Ionic mechanisms of GABA-induced long-term potentiation in the rat superior colliculus.

Abstract

GABA-induced excitation and long-term potentiation (LTPG) have been demonstrated recently in the superficial layers of the superior colliculus (SC). In other regions of the nervous system, GABA elicits excitatory responses via ionotropic GABA receptors under certain conditions. This excitation is proposed to be due to either a high neuronal chloride concentration favouring a depolarising chloride efflux, or to a bicarbonate efflux coupled to a chloride influx. The aim of this study was to characterise the mechanisms underlying excitation and prolonged increase in synaptic transmission induced by GABA in the SC. Extracellular field potentials were recorded from 1-month-old rat SC slices, and LTPG of these responses was evoked by application of 3 mM GABA. GABA-induced excitation and LTPG were significantly reduced by lowering the extracellular calcium concentration, but not by a decreased potassium concentration.

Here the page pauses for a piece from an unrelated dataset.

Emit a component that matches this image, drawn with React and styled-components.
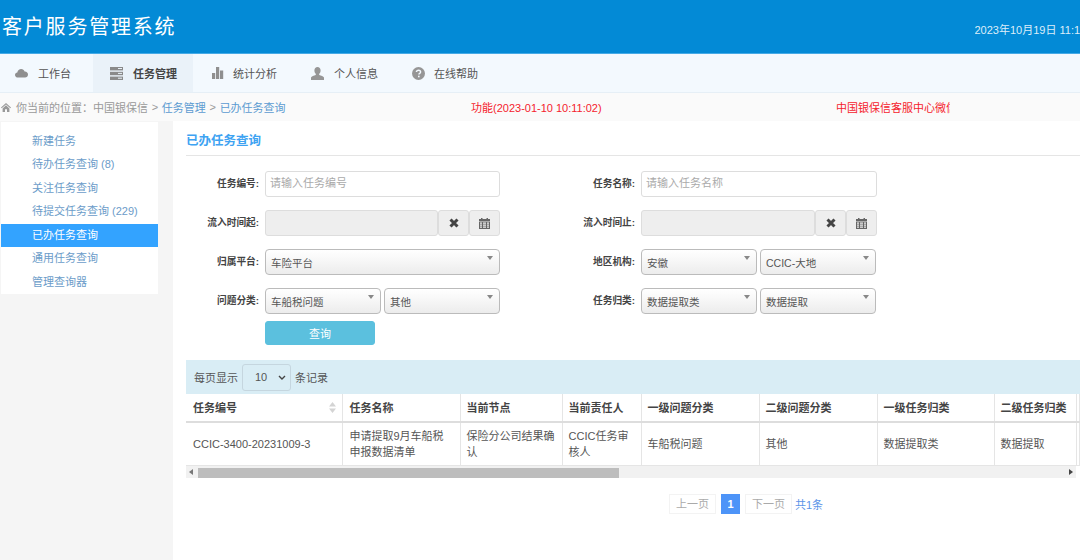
import React from 'react';
import styled, { createGlobalStyle } from 'styled-components';

const NAV_ITEMS = [
	{ label: '工作台', icon: 'cloud' },
	{ label: '任务管理', icon: 'server', active: true },
	{ label: '统计分析', icon: 'bars' },
	{ label: '个人信息', icon: 'user' },
	{ label: '在线帮助', icon: 'help' },
];

const MENU_ITEMS = [
	'新建任务',
	'待办任务查询 (8)',
	'关注任务查询',
	'待提交任务查询 (229)',
	'已办任务查询',
	'通用任务查询',
	'管理查询器',
];

const COLUMNS = [
	{ title: '任务编号', width: 156, value: 'CCIC-3400-20231009-3', sort: true },
	{ title: '任务名称', width: 118, value: '申请提取9月车船税申报数据清单' },
	{ title: '当前节点', width: 102, value: '保险分公司结果确认' },
	{ title: '当前责任人', width: 79, value: 'CCIC任务审核人' },
	{ title: '一级问题分类', width: 118, value: '车船税问题' },
	{ title: '二级问题分类', width: 118, value: '其他' },
	{ title: '一级任务归类', width: 117, value: '数据提取类' },
	{ title: '二级任务归类', width: 82, value: '数据提取' },
];

function NavIcon({ name }) {
	if (name === 'cloud') {
		return (
			<svg width='13' height='10' viewBox='0 0 13 10' fill='#8f8f8f'>
				<path d='M3 9.5C1.3 9.5 0 8.4 0 6.9c0-1.3 1-2.4 2.3-2.5C2.7 2.6 4.2 1 6.2 1c1.6 0 2.9 1 3.4 2.4 1.9-.2 3.4 1.2 3.4 3 0 1.7-1.3 3.1-3 3.1H3z' />
			</svg>
		);
	}
	if (name === 'server') {
		return (
			<svg width='13' height='13' viewBox='0 0 13 13' fill='#8a8a8a'>
				<rect x='0' y='0' width='13' height='3.4' />
				<rect x='0' y='4.8' width='13' height='3.4' />
				<rect x='0' y='9.6' width='13' height='3.4' />
				<rect x='8' y='1' width='4' height='1' fill='#eaf2f9' />
				<rect x='8' y='5.9' width='4' height='1' fill='#eaf2f9' />
				<rect x='8' y='10.7' width='4' height='1' fill='#eaf2f9' />
			</svg>
		);
	}
	if (name === 'bars') {
		return (
			<svg width='14' height='12' viewBox='-2 0 14 12' fill='#8f8f8f'>
				<rect x='0' y='6' width='3.2' height='6' />
				<rect x='4' y='0' width='3.2' height='12' />
				<rect x='8' y='3.5' width='3.2' height='8.5' />
			</svg>
		);
	}
	if (name === 'user') {
		return (
			<svg width='13' height='13' viewBox='0 0 13 13' fill='#969696'>
				<path d='M6.5 0C8.3 0 9.6 1.4 9.6 3.4c0 1.4-.6 2.7-1.4 3.4v1.1c1.9.6 4.3 1.4 4.8 2.5V13H0v-2.6c.5-1.1 2.9-1.9 4.8-2.5V6.8C4 6.1 3.4 4.8 3.4 3.4 3.4 1.4 4.7 0 6.5 0z' />
			</svg>
		);
	}
	return (
		<svg width='14' height='13' viewBox='-1 0 14 13'>
			<circle cx='6.5' cy='6.5' r='6.5' fill='#969696' />
			<path
				d='M4.4 5.1c0-1.2 1-1.9 2.1-1.9 1.2 0 2.1.7 2.1 1.8 0 1.4-1.7 1.4-1.7 2.6'
				fill='none'
				stroke='#f3f9fe'
				strokeWidth='1.4'
			/>
			<rect x='6' y='8.7' width='1.6' height='1.6' fill='#f3f9fe' />
		</svg>
	);
}

function HomeIcon() {
	return (
		<svg width='10' height='9' viewBox='0 0 10 9' fill='#999'>
			<path d='M5 0l5 4.6-.7.7L5 1.4.7 5.3 0 4.6 5 0zM1.6 5.4L5 2.3l3.4 3.1V9H6V6.2H4V9H1.6V5.4z' />
		</svg>
	);
}

function ClearIcon() {
	return (
		<svg width='10' height='10' viewBox='0 0 10 10' fill='none' stroke='#444' strokeWidth='3'>
			<path d='M1.5 1.5l7 7M8.5 1.5l-7 7' />
		</svg>
	);
}

function CalendarIcon() {
	return (
		<svg width='11' height='11' viewBox='0 0 11 11' fill='#666'>
			<rect x='2' y='0' width='1.5' height='1.6' />
			<rect x='7.5' y='0' width='1.5' height='1.6' />
			<rect x='0' y='1' width='11' height='2' />
			<path d='M0 3.6h11V11H0V3.6zm1 1v1.2h2V4.6H1zm3 0v1.2h3V4.6H4zm4 0v1.2h2V4.6H8zM1 6.6v1.2h2V6.6H1zm3 0v1.2h3V6.6H4zm4 0v1.2h2V6.6H8zM1 8.6v1.2h2V8.6H1zm3 0v1.2h3V8.6H4zm4 0v1.2h2V8.6H8z' fillRule='evenodd' />
		</svg>
	);
}

function DateField() {
	return (
		<DateGroup>
			<DateInput />
			<AddOn>
				<ClearIcon />
			</AddOn>
			<AddOn>
				<CalendarIcon />
			</AddOn>
		</DateGroup>
	);
}

function Pick({ value, width }) {
	return <PickBox $width={width}>{value}</PickBox>;
}

export default function App() {
	return (
		<Page>
			<GlobalStyle />
			<Header>
				<Brand>客户服务管理系统</Brand>
				<Clock>2023年10月19日 11:11:25</Clock>
			</Header>

			<Nav>
				{NAV_ITEMS.map((item) => (
					<NavItem key={item.label} $active={item.active}>
						<NavIconBox>
							<NavIcon name={item.icon} />
						</NavIconBox>
						{item.label}
					</NavItem>
				))}
			</Nav>

			<Crumbs>
				<Trail>
					<HomeIcon />
					<span>你当前的位置：中国银保信</span>
					<CrumbSep>&gt;</CrumbSep>
					<CrumbLink>任务管理</CrumbLink>
					<CrumbSep>&gt;</CrumbSep>
					<CrumbLink>已办任务查询</CrumbLink>
				</Trail>
				<Notice>功能(2023-01-10 10:11:02)</Notice>
				<Ticker>中国银保信客服中心微信公众号</Ticker>
			</Crumbs>

			<Body>
				<SideColumn>
					<Menu>
						{MENU_ITEMS.map((item) => (
							<MenuItem key={item} $active={item === '已办任务查询'}>
								{item}
							</MenuItem>
						))}
					</Menu>
				</SideColumn>

				<Main>
					<Title>已办任务查询</Title>

					<Form>
						<Label>任务编号:</Label>
						<TextInput placeholder='请输入任务编号' />
						<Label>任务名称:</Label>
						<TextInput placeholder='请输入任务名称' />

						<Label>流入时间起:</Label>
						<DateField />
						<Label>流入时间止:</Label>
						<DateField />

						<Label>归属平台:</Label>
						<Pick value='车险平台' width={235} />
						<Label>地区机构:</Label>
						<PickPair>
							<Pick value='安徽' width={116} />
							<Pick value='CCIC-大地' width={116} />
						</PickPair>

						<Label>问题分类:</Label>
						<PickPair>
							<Pick value='车船税问题' width={116} />
							<Pick value='其他' width={116} />
						</PickPair>
						<Label>任务归类:</Label>
						<PickPair>
							<Pick value='数据提取类' width={116} />
							<Pick value='数据提取' width={116} />
						</PickPair>
					</Form>

					<SearchRow>
						<SearchButton>查询</SearchButton>
					</SearchRow>

					<TableBar>
						每页显示
						<PageSize>
							10
							<svg width='8' height='5' viewBox='0 0 8 5' fill='none' stroke='#444' strokeWidth='1.4'>
								<path d='M1 1l3 3 3-3' />
							</svg>
						</PageSize>
						条记录
					</TableBar>

					<Table>
						<colgroup>
							{COLUMNS.map((col) => (
								<col key={col.title} width={col.width} />
							))}
							<col />
						</colgroup>
						<thead>
							<tr>
								{COLUMNS.map((col) => (
									<HeadCell key={col.title}>
										{col.title}
										{col.sort && (
											<SortIcon width='7' height='11' viewBox='0 0 7 11' fill='#d4d4d4'>
												<path d='M3.5 0L7 4.4H0zM3.5 11L0 6.6h7z' />
											</SortIcon>
										)}
									</HeadCell>
								))}
								<HeadCell />
							</tr>
						</thead>
						<tbody>
							<tr>
								{COLUMNS.map((col) => (
									<BodyCell key={col.title}>{col.value}</BodyCell>
								))}
								<BodyCell />
							</tr>
						</tbody>
					</Table>

					<Scrollbar>
						<svg width='4' height='6' viewBox='0 0 4 6' fill='#777'>
							<path d='M4 0v6L0 3z' />
						</svg>
						<Thumb />
						<svg width='4' height='6' viewBox='0 0 4 6' fill='#444'>
							<path d='M0 0v6l4-3z' />
						</svg>
					</Scrollbar>

					<Pager>
						<PagerButton>上一页</PagerButton>
						<PagerCurrent>1</PagerCurrent>
						<PagerButton>下一页</PagerButton>
						<PagerTotal>共1条</PagerTotal>
					</Pager>
				</Main>
			</Body>
		</Page>
	);
}

const GlobalStyle = createGlobalStyle`
	html, body {
		margin: 0;
		padding: 0;
		background: #fff;
	}

	* {
		box-sizing: border-box;
	}

	body {
		font-family: 'Liberation Sans', 'Noto Sans CJK SC', sans-serif;
		font-size: 11px;
		color: #555;
	}
`;

const Page = styled.div`
	width: 1080px;
	height: 560px;
	overflow: hidden;
	display: flex;
	flex-direction: column;
`;

const Header = styled.header`
	height: 54px;
	flex: none;
	padding: 0 0 0 2px;
	background: #038ad6;
	border-bottom: 1px solid #45aae6;
	display: flex;
	justify-content: space-between;
	overflow: hidden;
`;

const Brand = styled.h1`
	margin: 12px 0 0;
	font-family: 'Noto Sans CJK SC', sans-serif;
	font-size: 20px;
	line-height: 28px;
	font-weight: 400;
	letter-spacing: 1.8px;
	color: #fff;
`;

const Clock = styled.div`
	width: 105.5px;
	margin-top: 23px;
	font-size: 11px;
	line-height: 14px;
	color: #dcedf9;
	white-space: nowrap;
	overflow: hidden;
`;

const Nav = styled.nav`
	height: 39px;
	flex: none;
	display: grid;
	grid-template-columns: 93px 100px 101px 100px 101px;
	background: #f3f9fe;
	border-bottom: 1px solid #e6eff6;
`;

const NavItem = styled.a`
	display: flex;
	align-items: center;
	padding-left: 17px;
	font-size: 11px;
	font-weight: ${(props) => (props.$active ? 700 : 400)};
	color: ${(props) => (props.$active ? '#444' : '#555')};
	background: ${(props) => (props.$active ? '#eaf2f9' : 'transparent')};

	&:first-child {
		padding-left: 15px;
	}
`;

const NavIconBox = styled.span`
	width: 23px;
	display: flex;
	align-items: center;
`;

const Crumbs = styled.div`
	height: 28px;
	flex: none;
	display: flex;
	align-items: center;
	padding-left: 1px;
	background: #fafafa;
	font-size: 11px;
	color: #999;
`;

const Trail = styled.div`
	width: 470px;
	display: flex;
	align-items: center;
	white-space: pre;

	svg {
		margin-right: 5px;
	}
`;

const CrumbLink = styled.span`
	color: #5c9bd1;
`;

const CrumbSep = styled.span`
	margin: 0 3.7px;
`;

const Notice = styled.div`
	width: 365px;
	color: #f5222d;
`;

const Ticker = styled.div`
	width: 114px;
	overflow: hidden;
	white-space: nowrap;
	color: #f5222d;
`;

const Body = styled.div`
	flex: 1;
	display: flex;
	min-height: 0;
`;

const SideColumn = styled.aside`
	width: 173px;
	flex: none;
	padding: 1px 0 0 1px;
	background: #f5f5f5;
`;

const Menu = styled.ul`
	width: 157px;
	margin: 0;
	padding: 7.5px 0 0;
	height: 172px;
	list-style: none;
	background: #fff;
`;

const MenuItem = styled.li`
	height: 23.5px;
	line-height: 22.5px;
	padding-left: 31px;
	font-size: 11px;
	color: ${(props) => (props.$active ? '#fff' : '#6b9cc9')};
	background: ${(props) => (props.$active ? '#33a3ff' : 'transparent')};
`;

const Main = styled.main`
	flex: 1;
	min-width: 0;
	padding-left: 13px;
	background: #fff;
`;

const Title = styled.h2`
	margin: 0;
	height: 35px;
	padding-top: 11px;
	font-size: 12.5px;
	line-height: 19px;
	font-weight: 700;
	color: #3ea3f2;
	border-bottom: 1px solid #e5e5e5;
`;

const Form = styled.div`
	display: grid;
	grid-template-columns: 73px 235px 129px 236px;
	grid-auto-rows: 26px;
	column-gap: 6px;
	row-gap: 13px;
	margin-top: 15px;
	align-items: center;
`;

const Label = styled.label`
	padding-bottom: 3px;
	font-size: 9.7px;
	font-weight: 700;
	color: #444;
	text-align: right;
	white-space: nowrap;
`;

const TextInput = styled.input`
	width: 100%;
	height: 26px;
	padding: 0 4px 2px;
	border: 1px solid #ddd;
	border-radius: 3px;
	outline: none;
	background: #fff;
	font: 11px 'Liberation Sans', 'Noto Sans CJK SC', sans-serif;

	&::placeholder {
		color: #aaa;
		opacity: 1;
	}
`;

const DateGroup = styled.div`
	display: flex;
	height: 26px;
`;

const DateInput = styled.div`
	flex: 1;
	background: #eee;
	border: 1px solid #ddd;
	border-radius: 3px;
`;

const AddOn = styled.div`
	width: 31px;
	flex: none;
	display: flex;
	align-items: center;
	justify-content: center;
	background: #eee;
	border: 1px solid #ddd;
	border-radius: 3px;
`;

const PickPair = styled.div`
	display: flex;
	gap: 3px;
`;

const PickBox = styled.div`
	position: relative;
	width: ${(props) => props.$width}px;
	height: 26px;
	padding: 0 5px;
	line-height: 26px;
	font-size: 10.5px;
	color: #555;
	white-space: nowrap;
	border: 1px solid #bbb;
	border-radius: 4px;
	background: linear-gradient(to bottom, #fff 0%, #f7f7f7 45%, #ececec 100%);

	&::after {
		content: '';
		position: absolute;
		top: 6px;
		right: 6px;
		border-left: 3px solid transparent;
		border-right: 3px solid transparent;
		border-top: 4px solid #888;
	}
`;

const SearchRow = styled.div`
	margin-top: 7px;
	padding-left: 79px;
`;

const SearchButton = styled.button`
	display: block;
	width: 110px;
	height: 24px;
	padding: 0;
	border: 1px solid #5bc0de;
	border-radius: 3px;
	background: #5bc0de;
	color: #fff;
	font: 11px 'Liberation Sans', 'Noto Sans CJK SC', sans-serif;
`;

const TableBar = styled.div`
	height: 34px;
	margin-top: 15px;
	display: flex;
	align-items: center;
	gap: 4px;
	padding-left: 8px;
	background: #d9edf5;
	font-size: 11px;
	color: #555;
`;

const PageSize = styled.div`
	width: 49px;
	height: 27px;
	display: flex;
	align-items: center;
	justify-content: space-between;
	padding: 0 4px 0 12px;
	border: 1px solid #c5d6df;
	border-radius: 3px;
	background: #d9edf5;
`;

const Table = styled.table`
	width: 894px;
	table-layout: fixed;
	border-collapse: collapse;
	font-size: 11px;
	color: #555;
`;

const HeadCell = styled.th`
	position: relative;
	height: 28px;
	padding: 0 6px 2px;
	text-align: left;
	font-size: 11px;
	font-weight: 700;
	color: #444;
	white-space: nowrap;
	border-right: 1px solid #e5e5e5;
	border-bottom: 2px solid #ddd;

	&:nth-child(-n + 2) {
		padding-left: 7px;
	}
`;

const SortIcon = styled.svg`
	position: absolute;
	right: 6px;
	top: 8px;
`;

const BodyCell = styled.td`
	height: 43px;
	padding: 0 6px;
	line-height: 16px;
	word-break: break-all;
	border-right: 1px solid #e5e5e5;
	border-bottom: 1px solid #e5e5e5;

	&:nth-child(-n + 2) {
		padding-left: 7px;
	}
`;

const Scrollbar = styled.div`
	width: 890px;
	height: 12px;
	display: flex;
	align-items: center;
	justify-content: space-between;
	padding: 0 3px;
	position: relative;
	background: #f1f1f1;
`;

const Thumb = styled.div`
	position: absolute;
	left: 12px;
	top: 2px;
	width: 421px;
	height: 10px;
	background: #bdbdbd;
`;

const Pager = styled.div`
	display: flex;
	align-items: center;
	gap: 5px;
	margin: 16px 0 0 483px;
	height: 20px;
`;

const PagerButton = styled.div`
	width: 47px;
	height: 20px;
	line-height: 18px;
	text-align: center;
	font-size: 11px;
	color: #aaa;
	border: 1px solid #f3f3f3;
`;

const PagerCurrent = styled.div`
	width: 19px;
	height: 20px;
	line-height: 20px;
	text-align: center;
	font-size: 11px;
	font-weight: 700;
	color: #fff;
	background: #4d94f8;
`;

const PagerTotal = styled.div`
	margin-left: -2px;
	font-size: 11px;
	color: #5b94e8;
`;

Replacing the extracellular bicarbonate-buffered perfusion medium with a HEPES-buffered solution had no effect on LTPG but blocking the bicarbonate-generating enzyme carbonic anhydrase both intra- and extracellularly with ethoxyzolamide (50 microM) prevented LTPG. The chloride transport inhibitor bumetanide (50 microM) reduced but did not block LTPG. We therefore suggest that the contribution of the chloride equilibrium to LTPG is only of minor importance. The intracellular bicarbonate pool and related efflux provides the basis for the excitatory action of GABA, leading to a subsequent depolarisation and calcium influx through voltage-dependent calcium channels, thus causing long-lasting changes in synaptic transmission.